In way 1, writing to global memory is random; While writing to global memory is contiguous in way 2. So, way 2 should be faster than way 1.
But the timing results are similiar. I wonder the reason. It doesn’t make sense. And, I check the PTX code and find all the local variables stored in registers.
But register is fast for access. Anybody who can give me some advice? Thanks very much!
In my opinions I would check two main points below.
The size of processed data, this size may be too small to see the advantages of coherece reading and writing.
Get the counters from CUDA PROFILER, there are many utilize counters to evaluate a cuda program. In this case you should pay attention at incoherence in loading and storing, warp serials (bank conflicts).
good luck. :)
And I use 16 registers per thread and 12352Bytes shared memory per block.
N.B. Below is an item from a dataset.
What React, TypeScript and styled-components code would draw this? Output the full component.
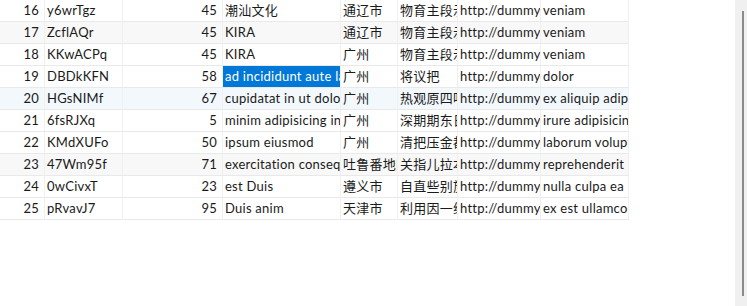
import React from 'react'
import styled, { createGlobalStyle, css } from 'styled-components'

const GlobalStyle = createGlobalStyle`
  html, body {
    margin: 0;
    padding: 0;
    background: #ffffff;
  }
  body {
    font-family: "Segoe UI", Lato, "Noto Sans CJK SC", sans-serif;
  }
`

const columns = '45px 78px 100px 118px 57px 60px 83px 88px'

const Page = styled.div`
  display: flex;
  height: 306px;
  width: 747px;
  overflow: hidden;
`

const Grid = styled.div`
  flex: 1;
  display: flex;
  flex-direction: column;
  align-items: flex-start;
`

type RowTone = 'plain' | 'stripe' | 'hover'

const toneBg: Record<RowTone, string> = {
  plain: '#ffffff',
  stripe: '#f8f8f8',
  hover: '#f3f8fd',
}

const Row = styled.div<{ $tone: RowTone }>`
  display: grid;
  grid-template-columns: ${columns};
  height: 22px;
  background: ${p => toneBg[p.$tone]};
`

const Cell = styled.div<{ $align?: 'left' | 'right'; $selected?: boolean }>`
  box-sizing: border-box;
  height: 22px;
  border-right: 1px solid #f0f0f0;
  border-bottom: 1px solid #e9e9e9;
  padding: 0 2px;
  font-size: 13px;
  letter-spacing: 0.25px;
  line-height: 21px;
  color: #1a1a1a;
  white-space: nowrap;
  overflow: hidden;
  text-overflow: clip;
  text-align: ${p => (p.$align === 'right' ? 'right' : 'left')};
  ${p => p.$align === 'right' && css`padding-right: 5px;`}
  ${p => p.$selected && css`
    background: #0078d7;
    color: #ffffff;
  `}
`

const ScrollTrack = styled.div`
  width: 12px;
  height: 306px;
  background: #f0f0f0;
  display: flex;
  justify-content: center;
  padding: 11px 0 10px;
  box-sizing: border-box;
`

const ScrollThumb = styled.div`
  width: 2px;
  margin-left: 3px;
  height: 100%;
  background: #8b8b8b;
`

type Item = {
  no: number
  code: string
  score: number
  title: string
  city: string
  addr: string
  url: string
  note: string
  tone: RowTone
  selected?: boolean
}

const rows: Item[] = [
  { no: 16, code: 'y6wrTgz', score: 45, title: '潮汕文化', city: '通辽市', addr: '物育主段示程', url: 'http://dummyimage.com/400x400', note: 'veniam', tone: 'plain' },
  { no: 17, code: 'ZcflAQr', score: 45, title: 'KIRA', city: '通辽市', addr: '物育主段示程', url: 'http://dummyimage.com/400x400', note: 'veniam', tone: 'stripe' },
  { no: 18, code: 'KKwACPq', score: 45, title: 'KIRA', city: '广州', addr: '物育主段示程', url: 'http://dummyimage.com/400x400', note: 'veniam', tone: 'plain' },
  { no: 19, code: 'DBDkKFN', score: 58, title: 'ad incididunt aute labore', city: '广州', addr: '将议把', url: 'http://dummyimage.com/400x400', note: 'dolor', tone: 'plain', selected: true },
  { no: 20, code: 'HGsNIMf', score: 67, title: 'cupidatat in ut dolore', city: '广州', addr: '热观原四听', url: 'http://dummyimage.com/400x400', note: 'ex aliquip adipisicing', tone: 'hover' },
  { no: 21, code: '6fsRJXq', score: 5, title: 'minim adipisicing in', city: '广州', addr: '深期期东日', url: 'http://dummyimage.com/400x400', note: 'irure adipisicing', tone: 'plain' },
  { no: 22, code: 'KMdXUFo', score: 50, title: 'ipsum eiusmod', city: '广州', addr: '清把压金都', url: 'http://dummyimage.com/400x400', note: 'laborum voluptate', tone: 'plain' },
  { no: 23, code: '47Wm95f', score: 71, title: 'exercitation consequat', city: '吐鲁番地区', addr: '关指儿拉本', url: 'http://dummyimage.com/400x400', note: 'reprehenderit', tone: 'stripe' },
  { no: 24, code: '0wCivxT', score: 23, title: 'est Duis', city: '遵义市', addr: '自直些别族', url: 'http://dummyimage.com/400x400', note: 'nulla culpa ea', tone: 'plain' },
  { no: 25, code: 'pRvavJ7', score: 95, title: 'Duis anim', city: '天津市', addr: '利用因一线', url: 'http://dummyimage.com/400x400', note: 'ex est ullamco', tone: 'plain' },
]

export default function App() {
  return (
    <>
      <GlobalStyle />
      <Page>
        <Grid>
          {rows.map(r => (
            <Row key={r.no} $tone={r.tone}>
              <Cell $align="right">{r.no}</Cell>
              <Cell>{r.code}</Cell>
              <Cell $align="right">{r.score}</Cell>
              <Cell $selected={r.selected}>{r.title}</Cell>
              <Cell>{r.city}</Cell>
              <Cell>{r.addr}</Cell>
              <Cell>{r.url}</Cell>
              <Cell>{r.note}</Cell>
            </Row>
          ))}
        </Grid>
        <ScrollTrack>
          <ScrollThumb />
        </ScrollTrack>
      </Page>
    </>
  )
}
And occupancy is 50%, because the shared mem is more than 8KB.
My GPU is GTX 280.
(Although, every operation has at least a 12 clock latency due to register potential read-after-write access stalls.
This is why we should schedule at least 192 (active) threads per SM. since 16 threads operate in one clock,
so 12*16=192 threads will cover this 12 clock latency. )
But in my case, I have already used 512 thread and 256 active threads per SM. Why I still have a long register latency?
So, for the way1, is it the problem caused by loop while. It makes access glob mem too many times in one thread.
If write to global memory randomly only one time for one thread, I think it should be faster.
Can anyone give me some advice about this? Thanks a lot!